The following is not required for the Level I candidate but is provided as a reference only.

Composite construction

  • All actual, fee-paying, discretionary portfolios must be included in at least one composite.
  • Firm composites must be defined according to similar investment objectives and strategies.
  • Composites must include new portfolios on a timely and consistent basis soon after the portfolio is being managed.
  • Terminated portfolios must be included in the historical record up to the last full measurement period that the portfolio was under management.
  • Portfolios must not be switched from one composite to another unless this change is documented in the client guidelines or if there is a redefinition of the composite. The historical results must remain with the old composite.
  • Convertible and other hybrid securities must be treated consistently across time and within composites.

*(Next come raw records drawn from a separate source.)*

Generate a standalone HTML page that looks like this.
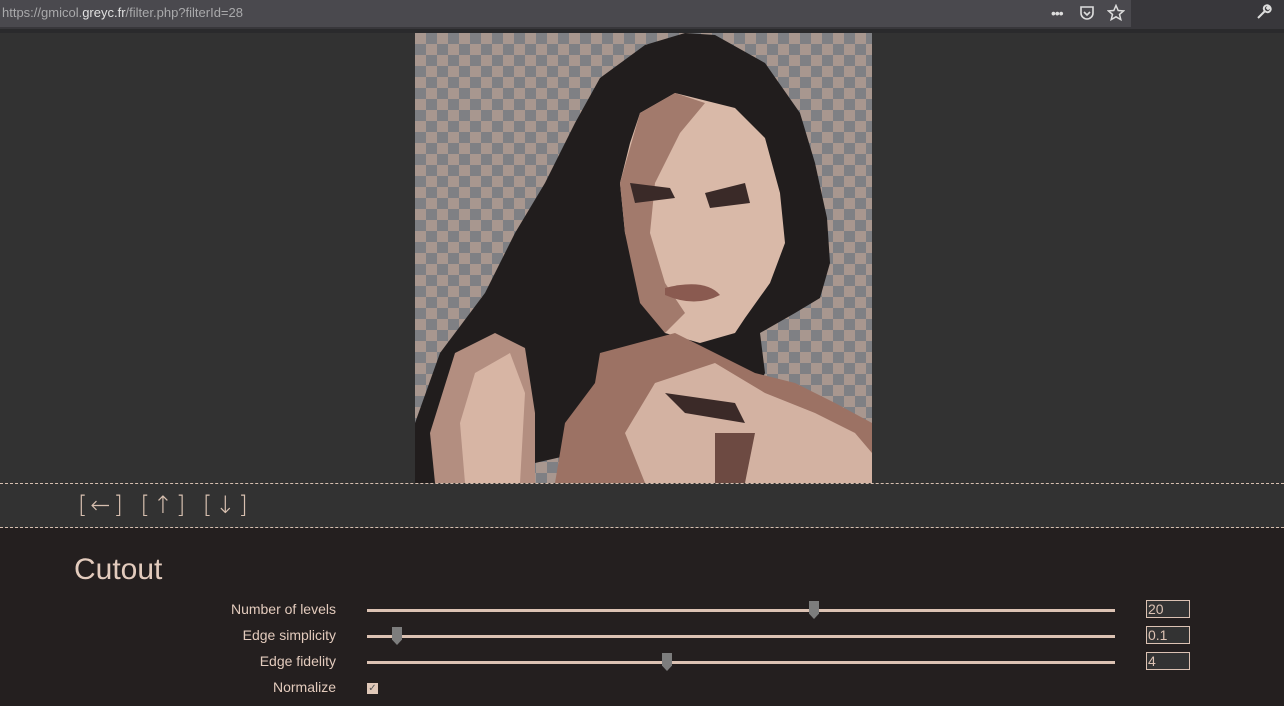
<!DOCTYPE html>
<html><head><meta charset="utf-8"><style>
*{margin:0;padding:0;box-sizing:border-box}
body{width:1284px;height:706px;overflow:hidden;background:#323232;font-family:"Liberation Sans",sans-serif;position:relative}
.top{position:absolute;left:0;top:0;width:1284px;height:29px;background:#38373b}
.url{position:absolute;left:0;top:0;width:1131px;height:27px;background:#4a494e;color:#a9a9ab;font-size:13px;line-height:26px;padding-left:2px}
.url b{color:#e0e0e0;font-weight:normal}
.strip{position:absolute;left:0;top:29px;width:1284px;height:4px;background:#2a2a2c}
.img{position:absolute;left:415px;top:33px;width:457px;height:450px}
.dash{position:absolute;left:0;width:1284px;border-top:1px dashed #d6bfb0}
.nav{position:absolute;left:78px;top:491px;color:#d8c0b0;font-size:24px;letter-spacing:3px;word-spacing:4px;font-family:"DejaVu Sans",sans-serif;font-weight:200}
.panel{position:absolute;left:0;top:528px;width:1284px;height:178px;background:#241f1f}
h1{position:absolute;left:74px;top:553px;font-weight:normal;font-size:30px;color:#e3cbbd}
.lbl{position:absolute;right:948px;color:#e3cbbd;font-size:14px}
.track{position:absolute;left:367px;width:748px;height:3px;background:#dcc2b3}
.thumb{position:absolute;width:10px;height:18px;background:#7d7d7d;clip-path:polygon(0 0,100% 0,100% 70%,50% 100%,0 70%)}
.box{position:absolute;left:1146px;width:44px;height:18px;border:1px solid #dcc2b3;color:#dcc2b3;background:#333;font-size:14px;line-height:16px;padding-left:1px}
.chk{position:absolute;left:367px;top:683px;width:11px;height:11px;background:#e0c8b8;color:#555;font-size:10px;line-height:11px;text-align:center}
</style></head><body>
<div class="top"><div class="url">https://gmicol.<b>greyc.fr</b>/filter.php?filterId=28</div>
<div style="position:absolute;left:1051px;top:5px;color:#ddd;font-size:14px;letter-spacing:-1px">•••</div>
<svg style="position:absolute;left:1079px;top:5px" width="16" height="16" viewBox="0 0 16 16"><path d="M2 2h12v6a6 6 0 0 1-12 0z" fill="none" stroke="#ddd" stroke-width="1.6"/><path d="M5 7l3 3 3-3" fill="none" stroke="#ddd" stroke-width="1.6"/></svg>
<svg style="position:absolute;left:1107px;top:4px" width="18" height="18" viewBox="0 0 18 18"><path d="M9 1.5l2.2 5 5.3.4-4 3.5 1.3 5.2L9 12.8l-4.8 2.8 1.3-5.2-4-3.5 5.3-.4z" fill="none" stroke="#ddd" stroke-width="1.5"/></svg>
<svg style="position:absolute;left:1256px;top:4px" width="16" height="16" viewBox="0 0 16 16"><path d="M2 14l7-7M9 7a3 3 0 0 1 4-5l-2 2 1 1 2-2a3 3 0 0 1-5 4" fill="none" stroke="#ddd" stroke-width="2"/></svg>
</div>
<div class="strip"></div>
<svg class="img" viewBox="0 0 457 450">
<defs><pattern id="ck" width="22" height="22" patternUnits="userSpaceOnUse"><rect width="22" height="22" fill="#7f8084"/><rect width="11" height="11" fill="#a8978f"/><rect x="11" y="11" width="11" height="11" fill="#a8978f"/></pattern></defs>
<rect width="457" height="450" fill="url(#ck)"/>
<path d="M270 0L300 2L350 30L385 80L400 130L412 185L415 230L405 265L380 280L345 300L350 340L330 380L250 400L120 430L100 450L0 450L0 390L25 320L70 260L100 200L130 150L160 90L185 45L230 12Z" fill="#211d1d"/>
<path d="M225 80L260 60L320 75L350 105L365 160L370 210L355 250L330 285L320 300L285 310L250 300L230 260L210 200L205 150L215 110Z" fill="#d9b9a8"/>
<path d="M225 80L260 60L290 70L265 100L240 150L235 200L250 250L270 280L250 300L225 270L210 200L205 150Z" fill="#a27a6c"/>
<path d="M215 150L255 155L260 165L220 170Z M290 160L330 150L335 170L295 175Z" fill="#3a2a28"/>
<path d="M250 255Q290 245 305 262Q280 275 250 262Z" fill="#8a5a50"/>
<path d="M40 320L80 300L110 315L120 380L120 450L20 450L15 400Z" fill="#b38e80"/>
<path d="M60 340L95 320L110 360L105 450L50 450L45 390Z" fill="#d7b5a4"/>
<path d="M185 320L260 300L300 320L340 340L380 350L420 370L457 390L457 450L140 450L150 390L180 350Z" fill="#9c7264"/>
<path d="M240 350L300 330L350 360L400 380L440 400L457 420L457 450L230 450L210 400Z" fill="#d3b2a2"/>
<path d="M250 360L320 370L330 390L270 380Z" fill="#3b2a28"/>
<path d="M300 400L340 400L330 450L300 450Z" fill="#6d4a42"/>
</svg>
<div class="dash" style="top:483px"></div>
<div class="nav">[←] [↑] [↓]</div>
<div class="dash" style="top:527px"></div>
<div class="panel"></div>
<h1>Cutout</h1>
<div class="lbl" style="top:601px">Number of levels</div>
<div class="lbl" style="top:627px">Edge simplicity</div>
<div class="lbl" style="top:653px">Edge fidelity</div>
<div class="lbl" style="top:679px">Normalize</div>
<div class="track" style="top:609px"></div><div class="thumb" style="left:809px;top:601px"></div>
<div class="track" style="top:635px"></div><div class="thumb" style="left:392px;top:627px"></div>
<div class="track" style="top:661px"></div><div class="thumb" style="left:662px;top:653px"></div>
<div class="box" style="top:600px">20</div>
<div class="box" style="top:626px">0.1</div>
<div class="box" style="top:652px">4</div>
<div class="chk">✓</div>
</body></html>
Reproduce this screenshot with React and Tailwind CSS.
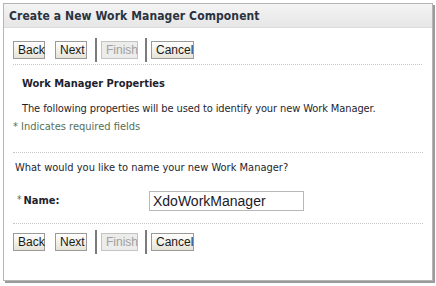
export default function App() {
  const btn = "h-[18px] px-[4px] border border-[#9a9a9a] bg-gradient-to-b from-[#ffffff] to-[#e6e3d6] text-[12px] leading-none text-[#1a1a1a] font-['Liberation_Sans',Arial,sans-serif]";
  const dis = "h-[18px] px-[4px] border border-[#c4c4c4] bg-[#ececea] text-[12px] leading-none text-[#a0a0a0] font-['Liberation_Sans',Arial,sans-serif]";

  const Buttons = () => (
    <div className="flex items-center h-[24px]">
      <button className={btn + " w-[32px]"}>Back</button>
      <button className={btn + " w-[32px] ml-[10px]"}>Next</button>
      <div className="w-[2px] h-[24px] bg-[#7b7b7b] ml-[8px]" />
      <button className={dis + " w-[37px] ml-[4px]"}>Finish</button>
      <div className="w-[2px] h-[24px] bg-[#7b7b7b] ml-[7px]" />
      <button className={btn + " w-[43px] ml-[4px]"}>Cancel</button>
    </div>
  );

  const rule = "border-t border-dotted border-[#c6c6c6]";

  return (
    <div className="w-[436px] h-[286px] bg-white p-[3px] font-['DejaVu_Sans_Condensed','Liberation_Sans',sans-serif] text-[#1f1f2e]">
      <div className="w-[430px] h-[278px] border border-[#b5b5b5] shadow-[2px_2px_0_#9a9a9a] flex flex-col">
        <div className="h-[24px] bg-gradient-to-b from-[#f4f4f4] to-[#e6e6e6] border-b border-[#dcdcdc] flex items-center pl-[5px]">
          <span className="text-[12px] font-bold text-[#2a3240] tracking-[0.1px]">Create a New Work Manager Component</span>
        </div>
        <div className="px-[9px] pt-[10px]">
          <Buttons />
          <div className={"mt-[2px] mr-[1px] " + rule} />
          <div className="pl-[9px] mt-[12px] text-[11px] leading-[14px] font-bold">Work Manager Properties</div>
          <div className="pl-[9px] mt-[11px] text-[11px] leading-[14px] tracking-[-0.1px]">The following properties will be used to identify your new Work Manager.</div>
          <div className="mt-[4px] text-[11px] leading-[14px] text-[#566f57]">* Indicates required fields</div>
          <div className={"mt-[18px] " + rule} />
          <div className="pl-[2px] mt-[8px] text-[11px] leading-[14px]">What would you like to name your new Work Manager?</div>
          <div className="flex items-center mt-[16px] h-[20px]">
            <div className="w-[136px] pl-[4px] flex items-start">
              <span className="text-[10px] leading-[10px] text-[#566f57] mr-[2px]">*</span>
              <span className="text-[11px] leading-[14px] font-bold -mt-[1px]">Name:</span>
            </div>
            <input
              readOnly
              value="XdoWorkManager"
              className="w-[155px] h-[20px] border border-[#b8b8b8] px-[3px] text-[14px] text-[#1a1a2a] font-['Liberation_Sans',Arial,sans-serif] outline-none"
            />
          </div>
          <div className={"mt-[12px] " + rule} />
          <div className="mt-[6px]">
            <Buttons />
          </div>
        </div>
      </div>
    </div>
  );
}
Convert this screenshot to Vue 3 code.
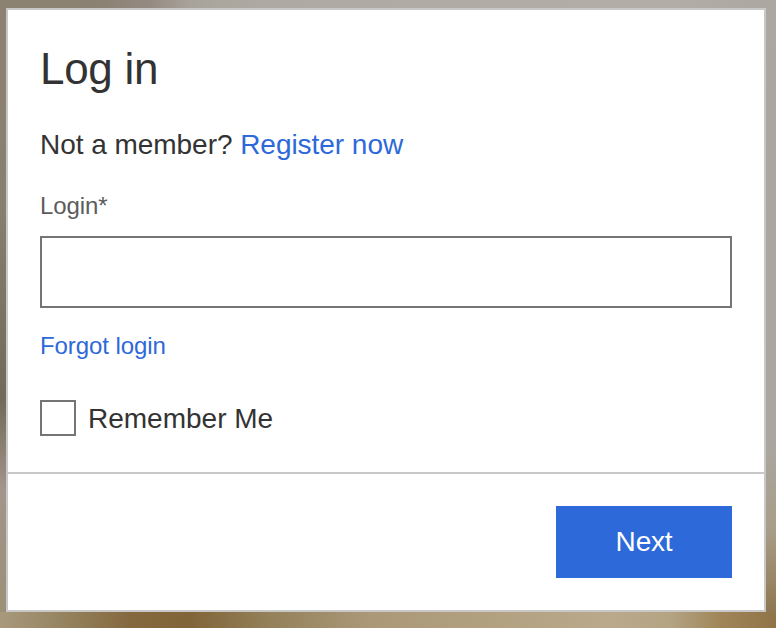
<script setup>
import { ref } from 'vue'
const login = ref('')
const remember = ref(false)
</script>

<template>
  <div class="page">
    <form class="card" @submit.prevent>
      <div class="body">
        <h1 class="title">Log in</h1>
        <p class="member">Not a member? <a class="link" href="#">Register now</a></p>
        <label class="label" for="login">Login*</label>
        <input id="login" v-model="login" class="input" type="text" />
        <a class="link forgot" href="#">Forgot login</a>
        <label class="remember">
          <input v-model="remember" class="check" type="checkbox" />
          <span class="remember-text">Remember Me</span>
        </label>
      </div>
      <div class="footer">
        <button class="next" type="submit">Next</button>
      </div>
    </form>
  </div>
</template>

<style scoped>
.page {
  box-sizing: border-box;
  width: 776px;
  height: 628px;
  padding: 8px 10px 16px 6px;
  font-family: "Liberation Sans", Arial, sans-serif;
  color: #333;
  background-color: #a89f8e;
  background-repeat: no-repeat;
  background-image:
    linear-gradient(to right, #8c8272 0, #8b8172 100px, #958a82 150px, #a8a39a 190px, #aeaaa3 260px, #b2aea7 660px, #aca8a1 776px),
    linear-gradient(to right, #a8997c 0, #9a8a68 45px, #84693e 130px, #806538 190px, #94805a 270px, #aa9878 370px, #baa98a 610px, #b4a484 670px, #a08558 720px, #8f7448 776px),
    linear-gradient(to bottom, #8c8272 0, #88806f 200px, #716a5a 400px, #a0968a 490px, #9c9078 612px),
    linear-gradient(to bottom, #aca8a1 0, #aaa59e 450px, #a89d88 530px, #8f7850 612px);
  background-size: 100% 8px, 100% 16px, 6px 100%, 10px 100%;
  background-position: top left, bottom left, top left, top right;
}
.card {
  box-sizing: border-box;
  height: 100%;
  display: flex;
  flex-direction: column;
  background: #fff;
  border: 2px solid #c8c8c8;
}
.body {
  flex: 1;
  display: flex;
  flex-direction: column;
  align-items: flex-start;
  padding: 0 32px;
  border-bottom: 2px solid #c8c8c8;
}
.title {
  margin: 34px 0 0;
  font-size: 44px;
  line-height: 50px;
  font-weight: 400;
  letter-spacing: -0.3px;
}
.member {
  margin: 35px 0 0;
  font-size: 28px;
  line-height: 32px;
  letter-spacing: -0.04px;
}
.link {
  color: #2d69d9;
  text-decoration: none;
}
.label {
  margin-top: 31px;
  font-size: 24px;
  line-height: 28px;
  color: #5c5c5c;
  letter-spacing: -0.1px;
}
.input {
  box-sizing: border-box;
  display: block;
  width: 100%;
  height: 72px;
  margin: 16px 0 0;
  padding: 0 12px;
  border: 2px solid #757575;
  border-radius: 0;
  background: #fff;
  font: inherit;
  outline: none;
}
.forgot {
  margin-top: 24px;
  font-size: 24px;
  line-height: 28px;
  letter-spacing: -0.08px;
}
.remember {
  display: flex;
  align-items: flex-start;
  gap: 12px;
  margin-top: 40px;
  font-size: 28px;
  line-height: 36px;
}
.remember-text {
  padding-top: 1px;
}
.check {
  appearance: none;
  box-sizing: border-box;
  width: 36px;
  height: 36px;
  margin: 0;
  border: 2px solid #757575;
  background: #fff;
}
.footer {
  display: flex;
  justify-content: flex-end;
  padding: 32px;
}
.next {
  width: 176px;
  height: 72px;
  border: 0;
  border-radius: 0;
  background: #2d69d9;
  color: #fff;
  font: inherit;
  font-size: 28px;
  letter-spacing: -0.2px;
}
</style>
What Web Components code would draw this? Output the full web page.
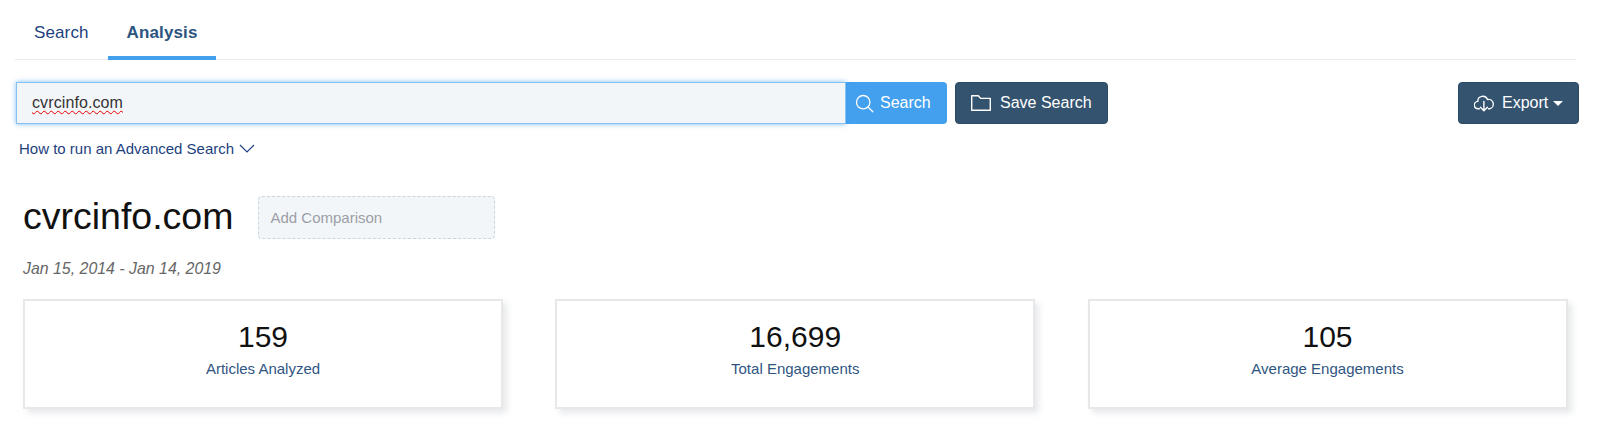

  • Before January 1, 2010, if a single asset class was carved out of a multiple-asset portfolio and the returns presented as part of a single-asset composite, cash must be allocated to single-asset returns and the allocation method must be disclosed.
  • From January 1, 2010 on, carved-out returns must not be included in single-asset-class-composite returns unless the assets are actually managed separately and have their own cash allocations.
  • No model or simulated performance may be linked to actual performance. Composites must include only assets under management.